Before there was SAGE, there was the Stratospheric Aerosol Measurement experiment, or SAM. SAM paved the way for SAGE. The experiment demonstrated that solar occultation measurements by photometer and camera could be used to determine the vertical distribution of stratospheric aerosols. Consisting of only a sun photometer, used to measure the sun’s intensity, and a camera, the experiment was flown on an Apollo spacecraft during the Apollo-Soyuz Test Project in July 1975. During the 9-day mission solar photographs were taken and measurements were recorded by the photometer.

The observations made by SAM were later verified by a balloon-borne aerosol counter and a ground-based laser system. Success in this experiment led to the launch of SAM II.

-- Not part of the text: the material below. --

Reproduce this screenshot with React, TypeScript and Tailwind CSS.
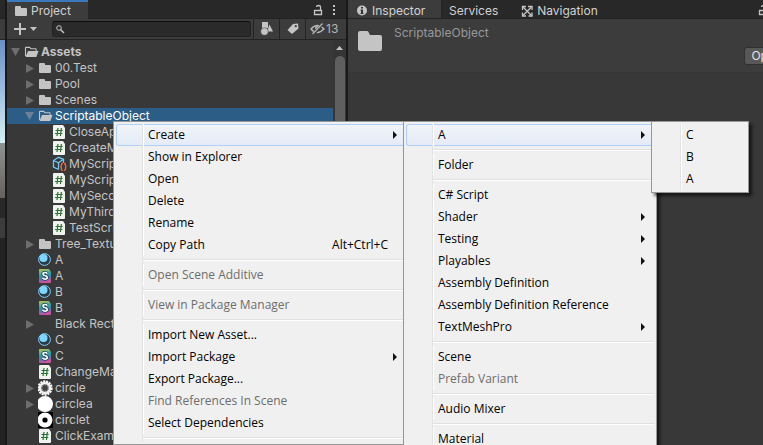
import type { ReactNode } from 'react'
import clsx from 'clsx'

type IconName = 'folder' | 'open' | 'script' | 'asset' | 'material' | 'shader' | 'none' | 'ring' | 'disc' | 'target'

type TreeItem = {
  name: string
  depth: 0 | 1 | 2
  icon: IconName
  fold?: 'open' | 'closed'
  selected?: boolean
}

type MenuEntry = '-' | {
  label: string
  shortcut?: string
  sub?: boolean
  disabled?: boolean
  active?: boolean
}

const tree: TreeItem[] = [
  { name: 'Assets', depth: 0, icon: 'open', fold: 'open' },
  { name: '00.Test', depth: 1, icon: 'folder', fold: 'closed' },
  { name: 'Pool', depth: 1, icon: 'folder', fold: 'closed' },
  { name: 'Scenes', depth: 1, icon: 'folder', fold: 'closed' },
  { name: 'ScriptableObject', depth: 1, icon: 'open', fold: 'open', selected: true },
  { name: 'CloseApp', depth: 2, icon: 'script' },
  { name: 'CreateMenu', depth: 2, icon: 'script' },
  { name: 'MyScriptable', depth: 2, icon: 'asset' },
  { name: 'MyScriptable', depth: 2, icon: 'script' },
  { name: 'MySecond', depth: 2, icon: 'script' },
  { name: 'MyThird', depth: 2, icon: 'script' },
  { name: 'TestScript', depth: 2, icon: 'script' },
  { name: 'Tree_Textures', depth: 1, icon: 'folder', fold: 'closed' },
  { name: 'A', depth: 1, icon: 'material' },
  { name: 'A', depth: 1, icon: 'shader' },
  { name: 'B', depth: 1, icon: 'material' },
  { name: 'B', depth: 1, icon: 'shader' },
  { name: 'Black Rect', depth: 1, icon: 'none', fold: 'closed' },
  { name: 'C', depth: 1, icon: 'material' },
  { name: 'C', depth: 1, icon: 'shader' },
  { name: 'ChangeMaterial', depth: 1, icon: 'script' },
  { name: 'circle', depth: 1, icon: 'ring', fold: 'closed' },
  { name: 'circlea', depth: 1, icon: 'disc', fold: 'closed' },
  { name: 'circlet', depth: 1, icon: 'target' },
  { name: 'ClickExample', depth: 1, icon: 'script' },
]

const assetMenu: MenuEntry[] = [
  { label: 'Create', sub: true, active: true },
  { label: 'Show in Explorer' },
  { label: 'Open' },
  { label: 'Delete' },
  { label: 'Rename' },
  { label: 'Copy Path', shortcut: 'Alt+Ctrl+C' },
  '-',
  { label: 'Open Scene Additive', disabled: true },
  '-',
  { label: 'View in Package Manager', disabled: true },
  '-',
  { label: 'Import New Asset...' },
  { label: 'Import Package', sub: true },
  { label: 'Export Package...' },
  { label: 'Find References In Scene', disabled: true },
  { label: 'Select Dependencies' },
  '-',
]

const createMenu: MenuEntry[] = [
  { label: 'A', sub: true, active: true },
  '-',
  { label: 'Folder' },
  '-',
  { label: 'C# Script' },
  { label: 'Shader', sub: true },
  { label: 'Testing', sub: true },
  { label: 'Playables', sub: true },
  { label: 'Assembly Definition' },
  { label: 'Assembly Definition Reference' },
  { label: 'TextMeshPro', sub: true },
  '-',
  { label: 'Scene' },
  { label: 'Prefab Variant', disabled: true },
  '-',
  { label: 'Audio Mixer' },
  '-',
  { label: 'Material' },
]

const subMenu: MenuEntry[] = [{ label: 'C' }, { label: 'B' }, { label: 'A' }]

const indent = { 0: 'pl-1', 1: 'pl-[18px]', 2: 'pl-8' }

function Icon({ children }: { children?: ReactNode }) {
  return (
    <svg viewBox="0 0 16 16" className="size-4 shrink-0" aria-hidden="true">
      {children}
    </svg>
  )
}

function TreeIcon({ name }: { name: IconName }) {
  switch (name) {
    case 'folder':
      return (
        <Icon>
          <path d="M1 4q0-1 1-1h4q1 0 1 1v1h5q1 0 1 1v6q0 1-1 1H2q-1 0-1-1z" fill="#c4c4c4" />
        </Icon>
      )
    case 'open':
      return (
        <Icon>
          <path d="M1.500 12V4q0-.6.6-.6h3.600l1.200 1.400h4.600q.6 0 .6.6V7" fill="none" stroke="#c4c4c4" strokeWidth="1.100" />
          <path d="M4 7h10.600l-2.300 6H1.500z" fill="#c4c4c4" />
        </Icon>
      )
    case 'script':
      return (
        <Icon>
          <path d="M1 2q0-1 1-1h9l2 3v10q0 1-1 1H2q-1 0-1-1z" fill="#f0f2f0" />
          <path d="M6 4L5 12M9.400 4l-1 8M3.500 6.500h7.200M3 9.500h7.200" stroke="#27762f" strokeWidth="1.200" fill="none" />
        </Icon>
      )
    case 'asset':
      return (
        <Icon>
          <path d="M6.500 13.500l-5-2.500V4.500l5-3.200 5 2V7M1.500 4.500l5 2.300 5-3.500M6.500 7v6.500" fill="none" stroke="#6fc7f5" strokeWidth="1.300" />
          <path d="M10.800 7.500q-1.500 0-1.500 1.200v1.100q0 .9-1 .9 1 0 1 .9v1.500q0 1.200 1.500 1.200M12 7.500q1.500 0 1.500 1.200v1.100q0 .9 1 .9-1 0-1 .9v1.500q0 1.200-1.500 1.200" fill="none" stroke="#ff6a3c" strokeWidth="1.300" />
        </Icon>
      )
    case 'material':
      return (
        <Icon>
          <circle cx="6.500" cy="7.500" r="5.900" fill="#263c49" stroke="#7fd0fa" strokeWidth="1" />
          <circle cx="5.500" cy="6" r="4" fill="#7fd6ff" />
        </Icon>
      )
    case 'shader':
      return (
        <Icon>
          <defs>
            <linearGradient id="shader" x1="0" y1="0" x2="0.200" y2="1">
              <stop offset="0" stopColor="#c5c54a" />
              <stop offset="0.450" stopColor="#2ba3a6" />
              <stop offset="0.700" stopColor="#4d7cb5" />
              <stop offset="1" stopColor="#d04fa0" />
            </linearGradient>
          </defs>
          <path d="M1 2q0-1 1-1h9l2 3v10q0 1-1 1H2q-1 0-1-1z" fill="url(#shader)" />
          <path d="M9.300 5.500Q8.500 4.500 7 4.500q-2.100 0-2.100 1.600Q4.900 7.400 7 7.700q2.300.3 2.300 1.900 0 1.600-2.300 1.600-1.600 0-2.500-1.100" fill="none" stroke="#17444d" strokeWidth="3" />
          <path d="M9.300 5.500Q8.500 4.500 7 4.500q-2.100 0-2.100 1.600Q4.900 7.400 7 7.700q2.300.3 2.300 1.900 0 1.600-2.300 1.600-1.600 0-2.500-1.100" fill="none" stroke="#fff" strokeWidth="1.600" />
        </Icon>
      )
    case 'ring':
      return (
        <Icon>
          <circle cx="7" cy="8" r="6.800" fill="none" stroke="#fff" strokeWidth="1.800" strokeDasharray="2 1" />
          <circle cx="7" cy="8" r="5" fill="none" stroke="#f0f0f0" strokeWidth="3" />
          <circle cx="7" cy="8" r="3.400" fill="#404040" stroke="#aaa" strokeWidth="1.500" strokeDasharray="1 1" />
        </Icon>
      )
    case 'disc':
      return (
        <Icon>
          <circle cx="7" cy="8" r="8" fill="#fff" />
        </Icon>
      )
    case 'target':
      return (
        <Icon>
          <path d="M0 0h15v16H0z" fill="#000" />
          <circle cx="7" cy="8" r="7.500" fill="#fff" />
          <circle cx="7" cy="8" r="2.600" fill="#000" />
        </Icon>
      )
    default:
      return <Icon />
  }
}

function LockIcon() {
  return (
    <Icon>
      <path d="M4.500 9.500h7v4h-7zM10.500 9.500V6q0-1.500-2-1.500T6.500 6" fill="none" stroke="#c4c4c4" strokeWidth="1.300" />
    </Icon>
  )
}

function TreeRow({ item }: { item: TreeItem }) {
  return (
    <li
      role="treeitem"
      aria-selected={!!item.selected}
      className={clsx(
        'flex h-4 items-center whitespace-nowrap',
        indent[item.depth],
        item.selected ? 'bg-[#2c5d87] text-white' : 'text-[#c4c4c4]',
        item.depth === 0 && 'font-bold',
      )}
    >
      <svg viewBox="0 0 13 16" className="h-4 w-[13px] shrink-0" aria-hidden="true">
        {item.fold === 'open' && <path d="M0 4h9L4.500 12z" fill={item.selected ? '#6a8299' : '#6e6e6e'} />}
        {item.fold === 'closed' && <path d="M1 4l8 4.500L1 13z" fill="#6e6e6e" />}
      </svg>
      <TreeIcon name={item.icon} />
      <span className="ml-px">{item.name}</span>
    </li>
  )
}

function Menu({ entries, label, className }: { entries: MenuEntry[]; label: string; className: string }) {
  return (
    <ul
      role="menu"
      aria-label={label}
      className={clsx(
        'absolute top-[121px] border border-[#979797] bg-[#f0f0f0] p-0.5 text-[12px] text-black shadow-[3px_3px_3px_rgba(0,0,0,0.6)]',
        className,
      )}
    >
      {entries.map((entry, i) =>
        entry === '-' ? (
          <li key={i} role="separator" className="flex h-2 items-center">
            <span className="h-2 w-[27px] border-r border-[#e2e3e3]" />
            <span className="h-0.5 flex-1 border-b border-white bg-[#e0e0e0]" />
          </li>
        ) : (
          <li key={i} role="none">
            <button
              role="menuitem"
              disabled={entry.disabled}
              className={clsx(
                'flex h-[22px] w-full items-center whitespace-nowrap text-left',
                entry.active && 'rounded-[3px] bg-linear-to-b from-[#f2f4f8] to-[#e3ebf7] ring-1 ring-inset ring-[#aecff7]',
                entry.disabled && 'text-[#6d6d6d]',
              )}
            >
              <span className="h-[22px] w-[27px] shrink-0 border-r border-[#e2e3e3]" />
              <span className="h-[22px] w-px shrink-0 bg-white" />
              <span className="ml-1 flex-1">{entry.label}</span>
              {entry.shortcut && <span className="mr-[18px]">{entry.shortcut}</span>}
              {entry.sub && (
                <svg viewBox="0 0 4 8" className="mr-[9px] h-2 w-1" aria-hidden="true">
                  <path d="M0 0l4 4-4 4z" fill="#111" />
                </svg>
              )}
            </button>
          </li>
        ),
      )}
    </ul>
  )
}

function SceneEdge() {
  return (
    <div className="flex w-[5px] shrink-0 flex-col bg-[#232323]">
      <div className="h-[18px] bg-[#282828]" />
      <div className="my-px h-5 bg-[#3c3c3c]" />
      <div className="h-[103px] bg-linear-to-b from-[#6d8fc2] via-[#9fbfe0] to-[#d5f0f2]" />
      <div className="h-[55px] bg-linear-to-b from-[#8e9491] to-[#67605c]" />
      <div className="h-5 bg-[#282828]" />
      <div className="h-5 bg-[#3c3c3c]" />
    </div>
  )
}

function ProjectPanel() {
  return (
    <section className="ml-0.5 flex w-[339px] shrink-0 flex-col overflow-hidden bg-[#383838]">
      <div className="flex h-[19px] shrink-0 border-b border-[#232323] bg-[#282828]">
        <button className="-mb-px flex h-[19px] w-[81px] items-center border-t-2 border-[#3a79bb] bg-[#3c3c3c] pl-[7px]">
          <TreeIcon name="folder" />
          <span className="ml-px">Project</span>
        </button>
        <div className="ml-auto flex items-center pr-1">
          <button aria-label="Lock">
            <LockIcon />
          </button>
          <button aria-label="Panel options">
            <Icon>
              <path d="M7 4h2v2H7zM7 8h2v2H7zM7 12h2v2H7z" fill="#c4c4c4" />
            </Icon>
          </button>
        </div>
      </div>
      <div className="flex h-[21px] shrink-0 items-center border-b border-[#232323] bg-[#3c3c3c]">
        <button aria-label="Create" className="ml-1.5 w-6">
          <svg viewBox="0 0 24 16" className="h-4 w-6" aria-hidden="true">
            <path d="M1 8h12M7 2v12" stroke="#c4c4c4" strokeWidth="2" />
            <path d="M17 6h7l-3.500 4z" fill="#c4c4c4" />
          </svg>
        </button>
        <label className="ml-[15px] flex h-4 min-w-0 flex-1 items-center rounded-[3px] border border-[#212121] border-t-[#0d0d0d] bg-[#2a2a2a]">
          <svg viewBox="0 0 16 16" className="size-4 shrink-0" aria-hidden="true">
            <circle cx="6" cy="7" r="2.300" fill="none" stroke="#c4c4c4" strokeWidth="1" />
            <path d="M7.500 8.500l3.500 3.500" stroke="#c4c4c4" strokeWidth="1.500" />
          </svg>
          <input type="text" aria-label="Search assets" className="min-w-0 flex-1 bg-transparent outline-none" />
        </label>
        <button aria-label="Search by type" className="ml-0.5 flex h-5 w-[26px] items-center justify-center border-l border-[#232323]">
          <Icon>
            <path d="M3 1h6v6H3z" fill="#c4c4c4" />
            <path d="M10.500 3.500l3.500 7H8z" fill="#c4c4c4" />
            <circle cx="5.500" cy="10.500" r="3.800" fill="#c4c4c4" stroke="#3c3c3c" strokeWidth=".5" />
          </Icon>
        </button>
        <button aria-label="Search by label" className="flex h-5 w-[26px] items-center justify-center border-l border-[#232323]">
          <Icon>
            <path d="M8 3l5-.5.500 5L7 13 2.500 9z" fill="#c4c4c4" />
            <circle cx="10.800" cy="5.200" r="1.100" fill="#3c3c3c" />
          </Icon>
        </button>
        <button aria-label="Hidden packages" className="flex h-5 w-[41px] items-center border-l border-[#232323] pl-1 text-[#b5b5b5]">
          <Icon>
            <path d="M1 8q6-7 13 0-7 7-13 0z" fill="none" stroke="#b5b5b5" strokeWidth="1.300" />
            <path d="M5 8a2.500 2.500 0 0 1 5-1" fill="#b5b5b5" />
            <path d="M3 13.500L13 2.500" stroke="#3c3c3c" strokeWidth="3" />
            <path d="M2.500 13L12.500 2.500" stroke="#b5b5b5" strokeWidth="1.300" />
          </Icon>
          <span>13</span>
        </button>
      </div>
      <div className="flex min-h-0 flex-1">
        <ul role="tree" aria-label="Assets" className="min-w-0 flex-1 overflow-hidden pt-1">
          {tree.map((item, i) => (
            <TreeRow key={i} item={item} />
          ))}
        </ul>
        <div className="flex w-[13px] flex-col items-center bg-[#353535]">
          <svg viewBox="0 0 13 16" className="h-4 w-[13px] shrink-0" aria-hidden="true">
            <path d="M3 10h7L6.500 6z" fill="#c4c4c4" />
          </svg>
          <div className="w-2.5 flex-1 rounded-t-[5px] bg-[#5f5f5f]" />
        </div>
      </div>
    </section>
  )
}

function InspectorPanel() {
  return (
    <section className="ml-0.5 flex min-w-0 flex-1 flex-col overflow-hidden bg-[#383838]">
      <div className="flex h-[19px] shrink-0 overflow-hidden border-b border-[#232323] bg-[#282828]">
        <button className="-mb-px flex h-[19px] w-[94px] shrink-0 items-center border-r border-[#232323] bg-[#3c3c3c] pl-1.5 pt-0.5">
          <Icon>
            <circle cx="8" cy="7.500" r="5" fill="#c4c4c4" />
            <path d="M7 4h2v1.500H7zM6.500 6.500H9V10h.5v1h-3v-1H7V7.500h-.5z" fill="#333" />
          </Icon>
          <span className="ml-0.5">Inspector</span>
        </button>
        <button className="ml-[7px] flex shrink-0 items-center pt-1">Services</button>
        <button className="ml-[21px] flex shrink-0 items-center pt-1">
          <Icon>
            <path d="M4 4l9 9M12.500 4L4 12.500" stroke="#c4c4c4" strokeWidth="1.300" />
            <path d="M3.500 7V3.500H7M9 3.500h4V7M13 9.500V13H9.500M7 13H3.500V9.500" fill="none" stroke="#c4c4c4" strokeWidth="1.300" />
          </Icon>
          <span className="ml-0.5">Navigation</span>
        </button>
        <button aria-label="Lock" className="-mr-2 ml-auto shrink-0">
          <LockIcon />
        </button>
      </div>
      <header className="flex h-[54px] shrink-0 border-b border-[#353535] bg-[#3c3c3c] pl-2.5">
        <svg viewBox="0 0 24 20" className="mt-3 h-5 w-6 shrink-0" aria-hidden="true">
          <path d="M0 2q0-2 2-2h7q1 0 1.500 1L12 4h10q2 0 2 2v12q0 2-2 2H2q-2 0-2-2z" fill="#c4c4c4" />
        </svg>
        <h1 className="ml-3 mt-1.5 text-[#999]">ScriptableObject</h1>
        <button className="-mr-[26px] ml-auto mt-7 flex h-[18px] shrink-0 items-center rounded-[3px] border border-[#303030] bg-[#585858] px-1.5 text-[#e4e4e4]">
          Open
        </button>
      </header>
    </section>
  )
}

export default function App() {
  return (
    <main className="relative flex h-screen overflow-hidden bg-[#191919] font-[Inter,sans-serif] text-[12px] leading-4 text-[#d2d2d2]">
      <SceneEdge />
      <ProjectPanel />
      <InspectorPanel />
      <div className="font-['Open_Sans','Noto_Sans_CJK_KR',sans-serif]">
        <Menu entries={assetMenu} label="Asset" className="left-[113px] w-[296px]" />
        <Menu entries={createMenu} label="Create" className="left-[403px] w-[254px]" />
        <Menu entries={subMenu} label="A" className="left-[651px] w-[98px]" />
      </div>
    </main>
  )
}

The SAM II experiment flew aboard the Nimbus-7 spacecraft from 1978 until 1993. Following the success of the SAM experiment and preceding the first SAGE instrument, SAM II provided vertical profiles of aerosol in both the Arctic and Antarctic polar regions. SAM II was designed to develop a stratospheric aerosol database for the polar regions, allowing studies of aerosol changes due to seasonal and short-term meteorological variations, atmospheric chemistry, cloud microphysics, volcanic activity and other disruptions. Like its successor, SAGE, SAM II was a spectrometer that used solar occultation as its measurement technique. SAM eventually led to the SAGE family of instruments, including SAGE III/ISS.

SAM II on the Nimbus-7 Observatory

The SAM II instrument was a single-channel Sun photometer employing a cassegrainian telescope and interference filter to define the spectral passband.

Solar radiation is reflected off a scan mirror into the telescope with an image of the Sun formed at the slot plate. The instrument’s instantaneous field of view, defined by the aperture on the slot plate, is a 20-arc-second circle which produces a vertical resolution on the horizon of approximately 0.5 km. Radiation passing through the aperture is collected with a field lends, passes through an interference filter, and is measured by a silicon photodiode detector.

The entire optical and detector system is contained in the azimuth gimbal to allow the instrument to be pointed at the Sun. Prior to spacecraft sunrise or sunset, the instrument is moved (i.e., pointed to the predicted solar acquisition angle). When the Sun enters the instrument field of view, the instrument locks onto the radiometric center of the Sun within +/- 1 arc minute in azimuth and then acquires the Sun in elevation by rotating the scan mirror.

Spatial / Temporal Coverage

  • Spatial Coverage: Polar Regions (Varies with season)
  • Spatial Resolution: The altitude profiles of aerosol extinction have a 1 km vertical resolution.
  • Temporal Coverage: 10/29/1978 – 12/18/1993
  • Temporal Resolution: There are approximately 28 SAM II measurements per day, 98 per week, and 5096 per year. The time between each successive sunrise or sunset is approximately 1 hour and 45 minutes.

Data Products

  • Aerosol Extinction Profiles

SAM II Aerosol Extinction Profile, December 27, 1979

SAM Science Team Members:

M. Pat McCormick, Hampton University (Previously NASA Langley Research Center)

Gerald W. Grams, Georgia Institute of Technology

Benjamin M. Hermann, University of Arizone

Thomas J. Pepin, University of Wyoming

Phillip B. Russell, SRI International Science


The SAM experiment lasted nine days in 1975. The instrument is now stored at NASA Langley Research Center in Hampton, Va.






The SAM II experiment flew aboard the Nimbus-7 spacecraft from 1978 until 1993. The platform is still in orbit today.